■ TASK PROMPT ■
Write out the data below exactly as given, without any of its pictures.

-- START GIVEN MATERIAL --

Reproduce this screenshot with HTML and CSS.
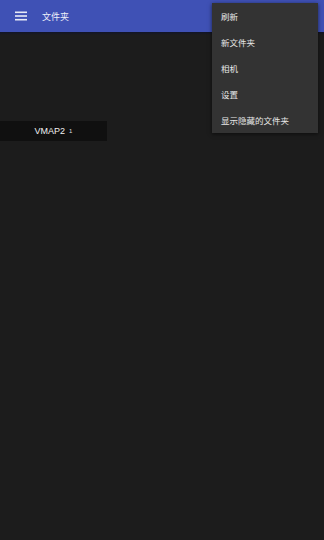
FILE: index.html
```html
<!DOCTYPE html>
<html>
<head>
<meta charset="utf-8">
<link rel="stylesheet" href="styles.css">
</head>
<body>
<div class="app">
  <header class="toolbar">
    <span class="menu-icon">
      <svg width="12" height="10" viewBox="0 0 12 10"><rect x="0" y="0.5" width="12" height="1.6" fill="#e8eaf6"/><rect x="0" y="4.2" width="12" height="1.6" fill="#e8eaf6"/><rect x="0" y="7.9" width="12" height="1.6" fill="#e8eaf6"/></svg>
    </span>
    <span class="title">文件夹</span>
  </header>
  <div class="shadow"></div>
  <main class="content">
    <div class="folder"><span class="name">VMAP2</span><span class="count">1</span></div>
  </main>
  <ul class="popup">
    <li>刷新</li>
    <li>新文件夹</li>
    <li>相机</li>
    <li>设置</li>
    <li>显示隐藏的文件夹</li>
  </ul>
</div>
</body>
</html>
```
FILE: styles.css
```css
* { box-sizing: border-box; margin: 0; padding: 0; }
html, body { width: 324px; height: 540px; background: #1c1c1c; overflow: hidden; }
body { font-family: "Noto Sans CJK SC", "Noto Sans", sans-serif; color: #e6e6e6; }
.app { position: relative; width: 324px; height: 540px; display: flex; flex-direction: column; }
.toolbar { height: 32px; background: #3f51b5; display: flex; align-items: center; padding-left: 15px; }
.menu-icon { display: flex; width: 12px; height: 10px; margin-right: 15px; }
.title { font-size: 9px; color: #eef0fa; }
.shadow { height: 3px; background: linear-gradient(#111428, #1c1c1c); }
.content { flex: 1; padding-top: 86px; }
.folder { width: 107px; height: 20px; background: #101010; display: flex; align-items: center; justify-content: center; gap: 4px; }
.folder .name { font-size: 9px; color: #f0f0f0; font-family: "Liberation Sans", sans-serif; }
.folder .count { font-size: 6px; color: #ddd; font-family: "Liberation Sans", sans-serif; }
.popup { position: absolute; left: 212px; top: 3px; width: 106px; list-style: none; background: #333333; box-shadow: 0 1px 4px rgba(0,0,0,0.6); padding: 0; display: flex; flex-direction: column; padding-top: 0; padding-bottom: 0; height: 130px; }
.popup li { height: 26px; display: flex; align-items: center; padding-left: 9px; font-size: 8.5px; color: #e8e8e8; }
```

-- END GIVEN MATERIAL --

■ CORRECT OUTPUT ■
Reproduce this screenshot with HTML and CSS.
FILE: index.html
```html
<!DOCTYPE html>
<html>
<head>
<meta charset="utf-8">
<link rel="stylesheet" href="styles.css">
</head>
<body>
<div class="app">
  <header class="toolbar">
    <span class="menu-icon">
      <svg width="12" height="10" viewBox="0 0 12 10"><rect x="0" y="0.5" width="12" height="1.6" fill="#e8eaf6"/><rect x="0" y="4.2" width="12" height="1.6" fill="#e8eaf6"/><rect x="0" y="7.9" width="12" height="1.6" fill="#e8eaf6"/></svg>
    </span>
    <span class="title">文件夹</span>
  </header>
  <div class="shadow"></div>
  <main class="content">
    <div class="folder"><span class="name">VMAP2</span><span class="count">1</span></div>
  </main>
  <ul class="popup">
    <li>刷新</li>
    <li>新文件夹</li>
    <li>相机</li>
    <li>设置</li>
    <li>显示隐藏的文件夹</li>
  </ul>
</div>
</body>
</html>
```
FILE: styles.css
```css
* { box-sizing: border-box; margin: 0; padding: 0; }
html, body { width: 324px; height: 540px; background: #1c1c1c; overflow: hidden; }
body { font-family: "Noto Sans CJK SC", "Noto Sans", sans-serif; color: #e6e6e6; }
.app { position: relative; width: 324px; height: 540px; display: flex; flex-direction: column; }
.toolbar { height: 32px; background: #3f51b5; display: flex; align-items: center; padding-left: 15px; }
.menu-icon { display: flex; width: 12px; height: 10px; margin-right: 15px; }
.title { font-size: 9px; color: #eef0fa; }
.shadow { height: 3px; background: linear-gradient(#111428, #1c1c1c); }
.content { flex: 1; padding-top: 86px; }
.folder { width: 107px; height: 20px; background: #101010; display: flex; align-items: center; justify-content: center; gap: 4px; }
.folder .name { font-size: 9px; color: #f0f0f0; font-family: "Liberation Sans", sans-serif; }
.folder .count { font-size: 6px; color: #ddd; font-family: "Liberation Sans", sans-serif; }
.popup { position: absolute; left: 212px; top: 3px; width: 106px; list-style: none; background: #333333; box-shadow: 0 1px 4px rgba(0,0,0,0.6); padding: 0; display: flex; flex-direction: column; padding-top: 0; padding-bottom: 0; height: 130px; }
.popup li { height: 26px; display: flex; align-items: center; padding-left: 9px; font-size: 8.5px; color: #e8e8e8; }
```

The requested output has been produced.